I cried, then, as though I had personally and intimately known Elder Tchaiko, as though we were blood related. Part way through my sobbing I wondered why I was reacting that way, why I was so saddened by the news. I had never met Elder Tchaiko – our only communication had been through emails and Facebook messages. She had, most recently, sent to my care a box of books by her husband Eusi (A New Look at Jonestown) for me to distribute. So much of those communications were in connection with relaying messages to or from Elder Eusi, whom I had met some years ago, and with whom I’ve since had many virtual conversations; he provided a preface to my book on Komfa.

It is a spirit taking world. I realised after gathering my emotions that I felt connected to Elder Tchaiko through spirit, since we’d never met in person. I had by now searched Facebook for more details of her passing, particularly from her son, Kofi, with whom I am friends on Facebook. His page, his sister’s Iyabo’s and their mother’s were full of beautiful tributes from all over the world, expressing deep condolences, acknowledging the greatness of the soul that had ascended. Some mentioned how she had inspired them through her teaching, the special way she was able to touch a part of them no matter where in the world she had travelled – Nigeria, Guyana, Surinam, Mexico. Her face, bright, honest and gentle beamed from the many pictures being shared; each of them revealing a woman confident in her skin, aware of her purpose, aligned with her spirit, so that it would naturally be impossible not to feel blessed or inspired by being in her company. I scrolled the images, enchanted by how well she donned those traditional outfits – her locks carefully wrapped to create colourful crowns that elevated her natural beauty, her skin always glowing.

I knew Elder Eusi had met my grandparents. I knew the family used to visit my grandparents’ home in Seafield Village, No.42, West Coast Berbice back in the 1970s. My mum had always told a tale I took for granted until we learnt of Elder Tchaiko’s passing. When my grandfather, Daniel Ezekiel David (known as ‘Aaron David,’ and ‘Topan’) passed in 1978, the Kwayana family were there. At the time there were three boys, including twins, whom my grandparents adored; our well-known family tale was that they were like surrogate grandchildren. The story goes that at the funeral one of the children was so upset he jumped into my grandfather’s grave. In 1979, one of the twins died. It is believed this was the child who had leapt into the grave. Because so many real life events easily become mythic, I never consciously absorbed this narrative. My mum was relaying it from what she had heard (she had by this time migrated to England) as she was not herself at my grandfather’s funeral.

On hearing the news of his mother’s transition, I have communicated with Kofi Kwayana, who hadn’t until now realised there was a familial connection. He said he remembers clearly the entrance to my grandparents’ home; he remembered vaguely the story about what happened at the funeral. My mum became tearful, as she again relayed the story for both mine and Kofi’s benefit. In conversation with his father, Kofi learnt from him of the book on Komfa I wrote and of my ancestors in Seafield, who feature in Elder Eusi’s latest book – The Legend: Post Emancipation Villages in Guyana: Making World History.

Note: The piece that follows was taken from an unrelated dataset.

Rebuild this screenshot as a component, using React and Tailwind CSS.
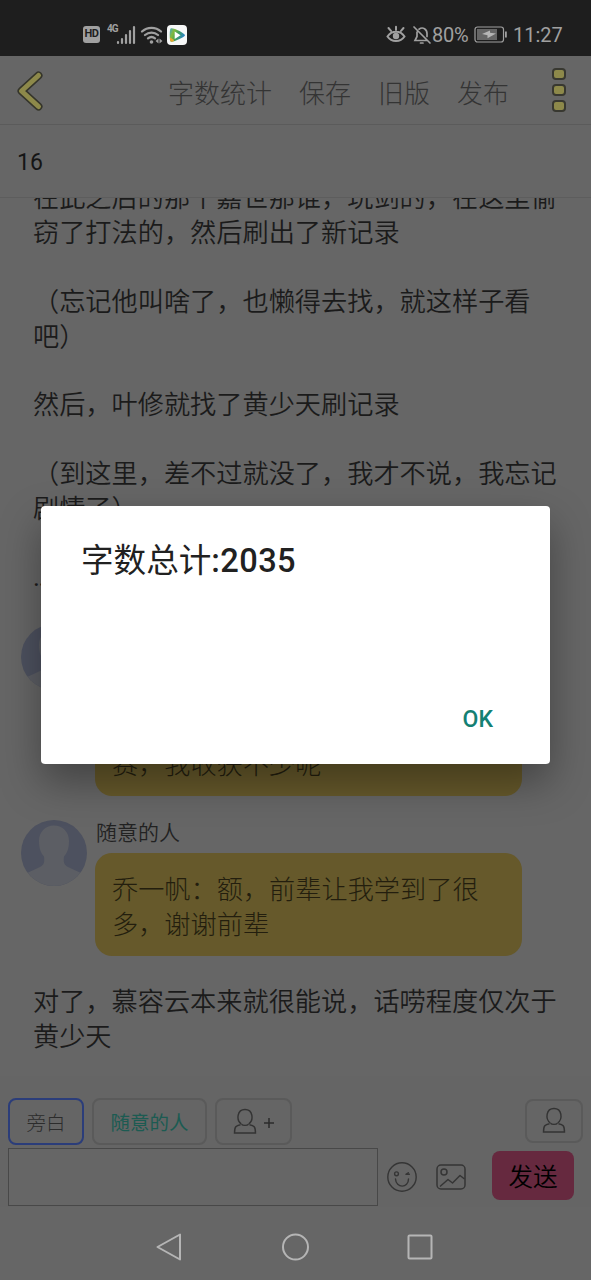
const narration = [
  ['在此之后的那个嘉世那谁，玩剑的，在这里偷', '窃了打法的，然后刷出了新记录'],
  ['（忘记他叫啥了，也懒得去找，就这样子看', '吧）'],
  ['然后，叶修就找了黄少天刷记录'],
  ['（到这里，差不过就没了，我才不说，我忘记', '剧情了）'],
];

function StatusBar() {
  return (
    <div className="flex h-14 shrink-0 items-center justify-between bg-[#1e1e1e] pl-[83px] pr-[28px] pt-[13px] text-[#a0a0a0]">
      <div className="flex items-center">
        <div className="flex h-[17px] w-[17px] items-center justify-center rounded-[3px] bg-[#a0a0a0] text-[11px] font-bold tracking-[-0.5px] text-[#1e1e1e]">HD</div>
        <span className="-mt-3 ml-[7px] w-[10px] text-[10px] leading-none font-bold tracking-[-1px]">4G</span>
        <svg className="-ml-[1px] h-[20px] w-[20px]" viewBox="0 0 20 20" stroke="currentColor" strokeWidth="2.200" strokeLinecap="round">
          <path d="M2 18v-1M6 18v-4M10 18v-8M14 18V6M18 18V2" />
        </svg>
        <svg className="ml-[4px] h-[20px] w-[24px]" viewBox="0 0 24 20" fill="none" stroke="currentColor" strokeWidth="2.300" strokeLinecap="round">
          <path d="M2 6.500a14 14 0 0 1 19 0M5 10a10 10 0 0 1 13 0M8 13.400a5.600 5.600 0 0 1 7 0" />
          <circle cx="11.500" cy="17" r="1.800" fill="currentColor" stroke="none" />
          <path d="M18.500 13.500v5l-3-2.500zM19.500 13.500v5l3-2.500z" fill="currentColor" stroke="none" />
        </svg>
        <svg className="ml-[3px] h-[20px] w-[20px]" viewBox="0 0 20 20">
          <defs>
            <linearGradient id="play" x1="0" y1="0" x2="1" y2="0.4">
              <stop offset="0" stopColor="#3fa6cb" />
              <stop offset="0.3" stopColor="#83b93b" />
              <stop offset="0.6" stopColor="#43a05a" />
              <stop offset="1" stopColor="#2b83c2" />
            </linearGradient>
          </defs>
          <rect width="20" height="20" rx="4" fill="#f7f8f8" />
          <path d="M3.600 3.600C5 1.900 18 8.500 18 10.200S5 18 3.600 16.500C2.400 15 2.400 5.200 3.600 3.600z" fill="url(#play)" />
          <path d="M3 12.500l3.500 2c1 1 .2 2.300-1.500 2.300-2 0-2.200-2-2-4.300z" fill="#e7a832" />
          <path d="M7.700 6.500l5.800 3.700-5.800 3.800z" fill="#fff" />
        </svg>
      </div>
      <div className="flex items-center text-[20px]">
        <svg className="h-[20px] w-[20px]" viewBox="0 0 20 20" fill="none" stroke="currentColor" strokeWidth="2" strokeLinecap="round">
          <path d="M1.500 11.500c4-6.500 13-6.500 17 0-4 6-13 6-17 0zM10 5V1.800M5 5.800L2.500 3M15 5.800L17.500 3" />
          <circle cx="10" cy="11" r="3.200" fill="currentColor" stroke="none" />
        </svg>
        <svg className="ml-[6px] h-[20px] w-[20px]" viewBox="0 0 20 20" fill="none" stroke="currentColor" strokeWidth="1.700" strokeLinecap="round">
          <path d="M2 2l16 16M7 4.200c4-3 8 .3 8 4.300v3M5 7v4.500L3 15.500h11.500M8.500 18h2.500" />
        </svg>
        <span className="w-[38px] tracking-[-0.3px]">80%</span>
        <svg className="ml-[4px] h-[17px] w-[34px]" viewBox="0 0 34 17">
          <rect x="1" y="1" width="28.500" height="15" rx="2.500" fill="none" stroke="currentColor" strokeWidth="1.200" />
          <rect x="3" y="3" width="20" height="11" fill="#666" />
          <path d="M31 5.500h1.800v6H31z" fill="currentColor" />
          <path d="M8 8l8-3.500v2.300l6 .8-8.500 4.700V9.200z" fill="#b5b5b5" />
        </svg>
        <span className="ml-[5px] w-[50px]">11:27</span>
      </div>
    </div>
  );
}

function Header() {
  return (
    <div className="flex h-[69px] shrink-0 items-center border-b border-[#5b5b5b] pl-[17px] pr-[25px] text-[26px] font-light text-[#343434]">
      <svg className="mt-px h-[40px] w-[27px]" viewBox="0 0 27 40" fill="none" strokeLinecap="round" strokeLinejoin="round">
        <path d="M21.500 4.500L4.500 20l17 15.500" stroke="#35352a" strokeWidth="8" />
        <path d="M21.500 4.500L4.500 20l17 15.500" stroke="#8d894a" strokeWidth="5" />
      </svg>
      <div className="ml-auto flex gap-[27px] pt-[8px]">
        <span>字数统计</span>
        <span>保存</span>
        <span>旧版</span>
        <span>发布</span>
      </div>
      <div className="ml-[43px] flex flex-col gap-[4px]">
        <i className="h-[12px] w-[14px] rounded-[4px] border-2 border-[#383830] bg-[#8d894a]" />
        <i className="h-[12px] w-[14px] rounded-[4px] border-2 border-[#383830] bg-[#8d894a]" />
        <i className="h-[12px] w-[14px] rounded-[4px] border-2 border-[#383830] bg-[#8d894a]" />
      </div>
    </div>
  );
}

function Avatar() {
  return (
    <svg className="h-[66px] w-[66px] shrink-0 rounded-full" viewBox="0 0 66 66">
      <rect width="66" height="66" fill="#4d515f" />
      <path d="M33 5.500c9 0 15 6.500 15 15.500 0 8-2 12-5 15.500-.8 6 .2 8.500 4 10.500l13 6L66 66H0l6-13 13-6c3.800-2 4.800-4.500 4-10.500-3-3.500-5-7.500-5-15.500C18 12 24 5.500 33 5.500z" fill="#5c5e64" />
    </svg>
  );
}

function Message({ name, lines, tall }) {
  return (
    <div className="flex gap-2 pl-[21px]">
      <Avatar />
      <div className="w-[427px]">
        <div className="h-[33px] pl-px pt-px text-[21px] leading-[24px] font-[350] text-[#222]">{name}</div>
        <div className={`flex flex-col justify-end rounded-[17px] bg-[#66592b] px-[17px] pb-[13px] text-[26.2px] leading-[35px] font-light text-[#231e0e] ${tall ? 'h-[139px]' : 'h-[103px]'}`}>
          {lines.map((l) => <div key={l} className="whitespace-nowrap">{l}</div>)}
        </div>
      </div>
    </div>
  );
}

function Person() {
  return (
    <svg className="h-[27px] w-[24px]" viewBox="0 0 24 27" fill="none" stroke="#333" strokeWidth="1.400">
      <path d="M8.300 16C3 12 4 1.500 12 1.500S21 12 15.700 16M8.500 16.200c1.200 1.500 5.800 1.500 7 0M7.500 16.700C3 17.500 1.500 18.500 1.500 25h21c0-6.500-1.500-7.500-6-8.300" />
    </svg>
  );
}

function Composer() {
  return (
    <div className="flex h-[131px] shrink-0 flex-col bg-[#656565] pt-[22px]">
      <div className="flex h-[47px] items-center gap-2 px-2 text-[19.500px] font-light">
        <div className="flex h-[47px] w-[76px] items-center justify-center rounded-[8px] border-2 border-[#2b3d7a] pt-[4px] text-[#2c2c2c]">旁白</div>
        <div className="flex h-[47px] w-[115px] items-center justify-center rounded-[8px] border-2 border-[#5a5a5a] pt-[4px] font-normal text-[#1c5b52]">随意的人</div>
        <div className="flex h-[47px] w-[77px] items-center justify-center gap-[6px] rounded-[8px] border-2 border-[#5a5a5a]">
          <Person />
          <svg className="mt-[2px] h-[12px] w-[12px]" viewBox="0 0 12 12" stroke="#2b2b2b" strokeWidth="1.500"><path d="M6 1v10M1 6h10" /></svg>
        </div>
        <div className="-mt-[2px] ml-auto flex h-[44px] w-[58px] items-center justify-center rounded-[8px] border-2 border-[#5a5a5a]">
          <Person />
        </div>
      </div>
      <div className="flex items-center pl-2 pt-[3px]">
        <div className="h-[58px] w-[370px] border border-[#484848] bg-[#666]" />
        <svg className="ml-[8px] h-[32px] w-[32px]" viewBox="0 0 32 32" fill="none" stroke="#353535" strokeWidth="1.400" strokeLinecap="round">
          <circle cx="16" cy="16" r="14.200" />
          <circle cx="10.500" cy="12.800" r="1.900" />
          <path d="M9.500 18c.5 9.500 13 9.500 13 0M20 13.300l2.300-1.600M20 13.300h3.400" />
        </svg>
        <svg className="ml-[17px] h-[28px] w-[32px]" viewBox="0 0 32 28" fill="none" stroke="#353535" strokeWidth="1.500" strokeLinejoin="round">
          <rect x="2" y="2" width="28" height="24" rx="4" />
          <circle cx="9" cy="9" r="3" />
          <path d="M5 23.500l8-7 4.500 3.500 7.500-7.500 4.500 3.500" />
        </svg>
        <div className="-mt-[4px] ml-[25px] flex h-[49px] w-[82px] items-center justify-center rounded-[8px] bg-[#66293f] pt-[6px] text-[24.500px] font-[350] text-black">发送</div>
      </div>
    </div>
  );
}

function NavBar() {
  return (
    <div className="flex h-[73px] shrink-0 items-center justify-center gap-[97px] bg-[#666] pb-[2px] pr-[1px] pt-[8px]">
      <svg className="h-7 w-7" viewBox="0 0 28 28" fill="none" stroke="#b5b5b5" strokeWidth="2" strokeLinejoin="round"><path d="M24 1.500v25L1.500 14z" /></svg>
      <svg className="h-7 w-7" viewBox="0 0 28 28" fill="none" stroke="#b5b5b5" strokeWidth="2"><circle cx="14.500" cy="14" r="12.500" /></svg>
      <svg className="h-7 w-7" viewBox="0 0 28 28" fill="none" stroke="#b5b5b5" strokeWidth="2"><rect x="2.500" y="2.500" width="23" height="23" rx="1" /></svg>
    </div>
  );
}

export default function App() {
  return (
    <div className="relative flex h-[1280px] w-[591px] flex-col overflow-hidden bg-[#666] font-[Roboto,'Noto_Sans_CJK_SC',sans-serif]">
      <StatusBar />
      <Header />
      <div className="flex h-[73px] shrink-0 items-center border-b border-[#5d5d5d] pl-[17px] pt-[4px] text-[23px] text-[#151515]">16</div>
      <div className="flex min-h-0 flex-1 flex-col overflow-hidden">
        <div className="-mt-[17px] flex shrink-0 flex-col gap-[33.500px] pl-[33px] text-[26.200px] leading-[35px] font-[350] text-[#1b1b1b]">
          {narration.map((p) => (
            <div key={p[0]}>
              {p.map((l) => <div key={l} className="h-[35px] whitespace-nowrap">{l}</div>)}
            </div>
          ))}
          <div className="h-[35px] font-normal tracking-[-1.5px]">...</div>
        </div>
        <div className="mt-[29px] flex shrink-0 flex-col gap-[24px]">
          <Message name="" lines={['赛，我收获不少呢']} tall />
          <Message name="随意的人" lines={['乔一帆：额，前辈让我学到了很', '多，谢谢前辈']} />
        </div>
        <div className="mt-[29px] shrink-0 pl-[33px] text-[26.200px] leading-[35px] font-[350] whitespace-nowrap text-[#1b1b1b]">
          <div>对了，慕容云本来就很能说，话唠程度仅次于</div>
          <div>黄少天</div>
        </div>
      </div>
      <Composer />
      <NavBar />
      <div className="absolute left-[41px] top-[506px] flex h-[258px] w-[509px] flex-col justify-between rounded-[4px] bg-white pb-[28px] pl-[40px] pr-[57px] pt-[32px] shadow-[0_18px_40px_rgba(0,0,0,0.35)]">
        <div className="text-[32.600px] leading-[46px] text-[#212121]">字数总计<span className="font-medium tracking-[0.4px]">:2035</span></div>
        <div className="text-right text-[23px] leading-8 font-medium text-[#148073]">OK</div>
      </div>
    </div>
  );
}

It is a spirit taking world. During mine and Kofi’s Facebook messaging chats, I became aware that I must have met the family. You see, I was also at my grandfather’s funeral. I was about eight. I know, from stories, that it was a big thing in the village; he had been the village chairman, counselling villagers squabbling over petty issues and trying to equitably manage the community’s affairs. I loved this old man (some also called him ‘ole Manzee’). His was the first death I remember being affected by as a child; my father’s followed two months later, fatefully on 18th November when many perished in the Jim Jones mass suicide. I was so upset by my grandfather’s death I only remember part of the experience. They had his body in a room for viewing – then the house had no bottom, stairs back and front led upstairs to the house. My elder cousins feared his corpse but I went into the room and put powder on him, as the adults were doing. I remember not being afraid of him. Though I was in that moment sharing grief with others, among them the young Kwayana boys and their parents, I cannot remember seeing them. I put this down to a deliberate blocking in memory brought on by the loss of my grandfather.

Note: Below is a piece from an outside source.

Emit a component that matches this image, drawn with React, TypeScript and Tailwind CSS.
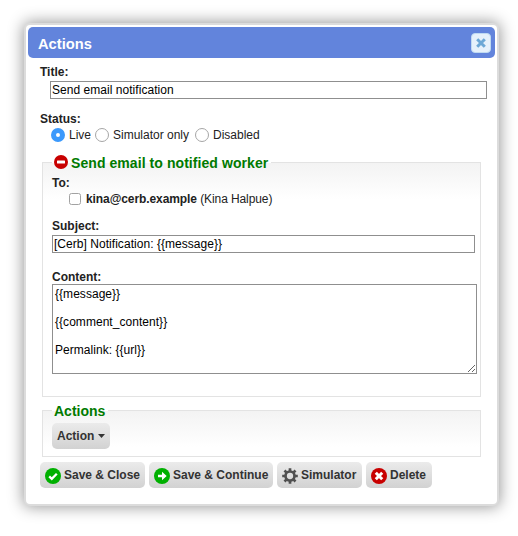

And so it is many years later I would discover the spirit of Elder Tchaiko who always had time, in a life evidently busy, to give to others. It is inspiring that this young girl found her way from Georgia to Guyana, having internalised the love of travel from her parents, both educators as she was, met and married her soul mate, pursued with him a life dedicated to liberation of Africans (in truth the human family) girded by the philosophy ‘I am Somebody.’ In a YouTube video bearing this principle as its title, she says she was struck by the determination of Nigerians (where she had taught prior to going to Guyana) and Guyanese who ‘never felt there was anything they could not do,’ that ‘nothing is too difficult’ to do; everything could be ‘conquered,’ all obstacles overcome. She saw this as an empowering affirmation that could transform the aspiration of school children. When she met Elder Eusi she was introduced to an effective ‘bottom house’ schooling system, a means of self-determination she found inspiring. She used these experiences to return to America with a stronger sense of the kind of educator she would be; how more effectively she could transform the lives of young people; enabling them to identify their own strengths.

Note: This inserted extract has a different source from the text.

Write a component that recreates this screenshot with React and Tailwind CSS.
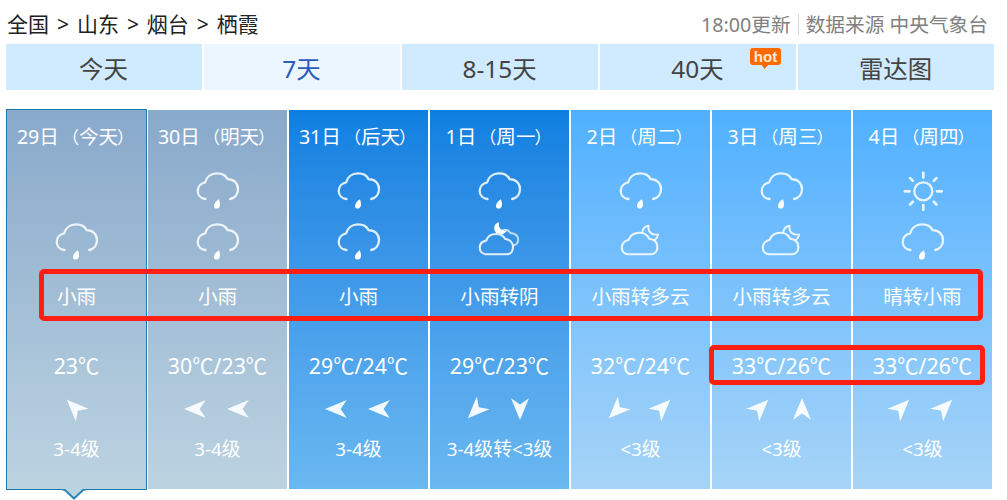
// src/App.jsx
import React from 'react';
import clsx from 'clsx';

const TABS = [
  { label: '今天' },
  { label: '7天', active: true },
  { label: '8-15天' },
  { label: '40天', hot: true },
  { label: '雷达图' },
];

const TONES = {
  past: 'bg-linear-to-b from-[#89a9cb] to-[#bcd3e1]',
  dark: 'bg-linear-to-b from-[#0d7fe0] to-[#6ab8f1]',
  light: 'bg-linear-to-b from-[#4fb0ff] to-[#a6d4f7]',
};

const DAYS = [
  { date: '29日', name: '今天', tone: 'past', icons: [null, 'rain'], text: '小雨', temps: [23], wind: ['nw'], level: '3-4级', current: true },
  { date: '30日', name: '明天', tone: 'past', icons: ['rain', 'rain'], text: '小雨', temps: [30, 23], wind: ['w', 'w'], level: '3-4级' },
  { date: '31日', name: '后天', tone: 'dark', icons: ['rain', 'rain'], text: '小雨', temps: [29, 24], wind: ['w', 'w'], level: '3-4级' },
  { date: '1日', name: '周一', tone: 'dark', icons: ['rain', 'overcast'], text: '小雨转阴', temps: [29, 23], wind: ['sw', 's'], level: '3-4级转<3级' },
  { date: '2日', name: '周二', tone: 'light', icons: ['rain', 'cloudy'], text: '小雨转多云', temps: [32, 24], wind: ['sw', 'ne'], level: '<3级' },
  { date: '3日', name: '周三', tone: 'light', icons: ['rain', 'cloudy'], text: '小雨转多云', temps: [33, 26], wind: ['ne', 'n'], level: '<3级' },
  { date: '4日', name: '周四', tone: 'light', icons: ['sun', 'rain'], text: '晴转小雨', temps: [33, 26], wind: ['ne', 'ne'], level: '<3级' },
];

// Rotation of the wind arrow, and the shift that keeps diagonals centred
const WIND = {
  n: 'rotate(0)',
  s: 'rotate(180)',
  w: 'rotate(-90)',
  ne: 'rotate(45) translate(0 -2)',
  nw: 'rotate(-45) translate(0 -2)',
  sw: 'rotate(-135) translate(0 -2)',
};

const WeatherIcon = ({ type }) => (
  <svg width="44" height="40" viewBox="0 0 44 40" fill="none" stroke="#fff" strokeOpacity="0.85" strokeWidth="2.3" strokeLinecap="round" strokeLinejoin="round">
    {type === 'rain' && (
      <>
        <path d="M9.5 28C5 27.5 1.7 24.4 1.7 20C1.7 15.6 5 12.2 9.2 11.3C10.5 6 15 2.4 21 2.4C26 2.4 30 4.8 31.6 8.2C38 8.2 42 12.5 42 18C42 23 39 27 34.2 28" />
        <path d="M22.8 28.2C24.8 32.2 24.4 37.6 20.8 37.6C16.6 37.6 16.8 32 22.8 28.2Z" fill="#fff" stroke="none" />
      </>
    )}
    {type === 'cloudy' && (
      <>
        <path d="M9.5 32.2H32C36 32.2 38.4 29 38.4 25C38.4 20.5 35 17.5 30.3 16.8C28.5 13 25 10.7 20.5 10.7C15 10.7 11 13.5 9.5 18C5.5 18.8 2.8 22 2.8 25.8C2.8 29.5 5.5 32.2 9.5 32.2Z" strokeWidth="2.1" />
        <path d="M23.2 10.5C23.8 6.5 26 4.2 29.6 3.8C28.6 9.5 32.5 13.6 39.2 12.4C38.8 15 37.6 17 35.4 18.6" strokeWidth="1.9" />
      </>
    )}
    {type === 'overcast' && (
      <>
        <path d="M8 32.2H29C33 32.2 35 29 35 25C35 20.8 32 17.6 27.3 17C25.5 14 22 12 18 12C13 12 9.6 14.6 8.2 18.6C4.2 19.2 1.8 22 1.8 25.8C1.8 29.5 4.4 32.2 8 32.2Z" strokeWidth="2.1" />
        <path d="M25 8.2C28.5 7 31 8.6 32.4 11C37.6 11.4 40.2 14 40.2 17.6C40.2 20.6 38.6 22.6 36 23.4" strokeWidth="1.9" strokeOpacity="0.7" />
        <path d="M21 0.3C18 0.8 16.2 3 16.2 6C16.2 8 17 9.6 18.4 11C21 11 23 12 24.4 12.4C26.4 11.6 28 10.4 28.8 8.6C23.6 9.6 20 6 21 0.3Z" fill="#fff" stroke="none" />
      </>
    )}
    {type === 'sun' && (
      <>
        <circle cx="22.3" cy="20.3" r="9" />
        <path d="M22.3 1.8V6.6M22.3 34V38.8M3.8 20.3H8.6M36 20.3H40.8M9.1 7.1L11.8 9.8M35.5 7.1L32.8 9.8M9.1 33.5L11.8 30.8M35.5 33.5L32.8 30.8" strokeWidth="2.7" />
      </>
    )}
  </svg>
);

const WindArrow = ({ dir }) => (
  <svg width="26" height="26" viewBox="-13 -13 26 26" className="overflow-visible">
    <path d="M0 -11L9 10.8L0 4.6L-9 10.8Z" fill="#fbfdff" fillOpacity="0.95" transform={WIND[dir]} />
  </svg>
);

const HotBadge = () => (
  <span className="absolute left-[150px] top-[4px] flex h-[17px] w-[31px] items-center justify-center rounded-[3px] bg-[#ff6a00] pb-px font-['Liberation_Sans',sans-serif] text-[15px] font-bold leading-none text-[#ffe9d8]">
    hot
    <svg width="8" height="5" viewBox="0 0 8 5" className="absolute left-[11px] top-[16px]">
      <path d="M0 0H8L3.5 5Z" fill="#ff6a00" />
    </svg>
  </span>
);

const DayColumn = ({ day }) => (
  <div
    className={clsx(
      'relative flex shrink-0 flex-col items-center whitespace-nowrap text-white',
      TONES[day.tone],
      day.current ? '-mr-px -mt-px h-[381px] w-[141px] border border-[#1b7aae]' : 'h-[379px] w-[139px]'
    )}
  >
    <div className="mt-[11px] h-8 text-[19.6px] leading-8">
      {day.date}
      <span className="ml-[3px] text-[17px]">（</span>
      {day.name}
      <span className="-ml-px mr-[2px] text-[17px]">）</span>
    </div>
    <div className="mt-[18px] h-10 pl-px">{day.icons[0] && <WeatherIcon type={day.icons[0]} />}</div>
    <div className="mt-[11px] h-10 pl-px">{day.icons[1] && <WeatherIcon type={day.icons[1]} />}</div>
    <div className="mt-[19px] h-8 text-[19.6px] leading-8">{day.text}</div>
    <div className="mt-[36px] h-8 text-[21.3px] leading-8">
      {day.temps.map((t, i) => (
        <React.Fragment key={i}>
          {i > 0 && '/'}
          {t}
          <span className="font-['Noto_Sans_CJK_SC',sans-serif]">℃</span>
        </React.Fragment>
      ))}
    </div>
    <div className="mt-[15px] flex h-[26px] gap-[17px] pr-[2px]">
      {day.wind.map((dir, i) => (
        <WindArrow key={i} dir={dir} />
      ))}
    </div>
    <div className="mt-[11px] h-8 text-[18.8px] leading-8">{day.level}</div>
    {day.current && (
      <svg width="24" height="11" viewBox="0 0 24 11" className="absolute left-[55px] top-[379px]">
        <path d="M0 0H24L12 11Z" fill="#bcd3e1" />
        <path d="M0 0.5H2.5L12 9.4L21.5 0.5H24" fill="none" stroke="#2a82b2" strokeWidth="1.8" />
      </svg>
    )}
  </div>
);

const App = () => {
  return (
    <div className="relative h-[500px] w-[1007px] overflow-hidden bg-white font-['Noto_Sans','Noto_Sans_CJK_SC',sans-serif]">
      <header className="flex h-[44px] items-center justify-between pl-[7px] pr-[19px] pt-[5px] whitespace-nowrap">
        <div className="text-[21px] text-[#222] [word-spacing:2.5px]">全国 &gt; 山东 &gt; 烟台 &gt; 栖霞</div>
        <div className="flex items-center text-[19.7px] text-[#808080]">
          <span>18:00更新</span>
          <span className="ml-[7px] mr-[7px] h-[21px] w-px bg-[#d4d4dc]" />
          <span>数据来源 中央气象台</span>
        </div>
      </header>

      <nav className="ml-[6px] flex gap-[2px]">
        {TABS.map((tab) => (
          <div
            key={tab.label}
            className={clsx(
              'relative flex h-[46px] w-[196px] items-center justify-center pr-px pt-[4px] text-[24.4px]',
              tab.active ? 'bg-[#ebf6ff] text-[#2b5bbb]' : 'bg-[#d0eaff] text-[#444]'
            )}
          >
            {tab.label}
            {tab.hot && <HotBadge />}
          </div>
        ))}
      </nav>

      <div className="ml-[6px] mt-[20px] flex gap-[2px]">
        {DAYS.map((day) => (
          <DayColumn key={day.date} day={day} />
        ))}
      </div>

      {/* Marcos rojos sobre la descripción y las temperaturas */}
      <div className="absolute left-[39px] top-[269px] h-[52px] w-[944px] rounded-[5px] border-[5px] border-[#ff1e12]" />
      <div className="absolute left-[709px] top-[345px] h-[40px] w-[276px] rounded-[5px] border-[5px] border-[#ff1e12]" />
    </div>
  );
};

export default App;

In those many images floating online of this Elder, sister, mother, aunty, teacher and cultural ambassador, I see a rare spirit. And although I, like so many whom she touched with her gracious spirit, am sad to hear of her passing I know the candles lighting her path to transition will be many and bright.

The ‘Celebration of the Life’ of Tchaiko Ruramai Kwayana will take place on Tuesday 16th May, fittingly at the Shrine of the Black Madonna, 960 Ralph David, Abernathy, Atlanta, Georgia. Services will be conducted in accordance with the customary rules of burial of her African ancestral Yoruba heritage.  May Tchaiko Kwayana’s sacred soul be re-united and rest in peace in the spiritual realm of her departed ancestors.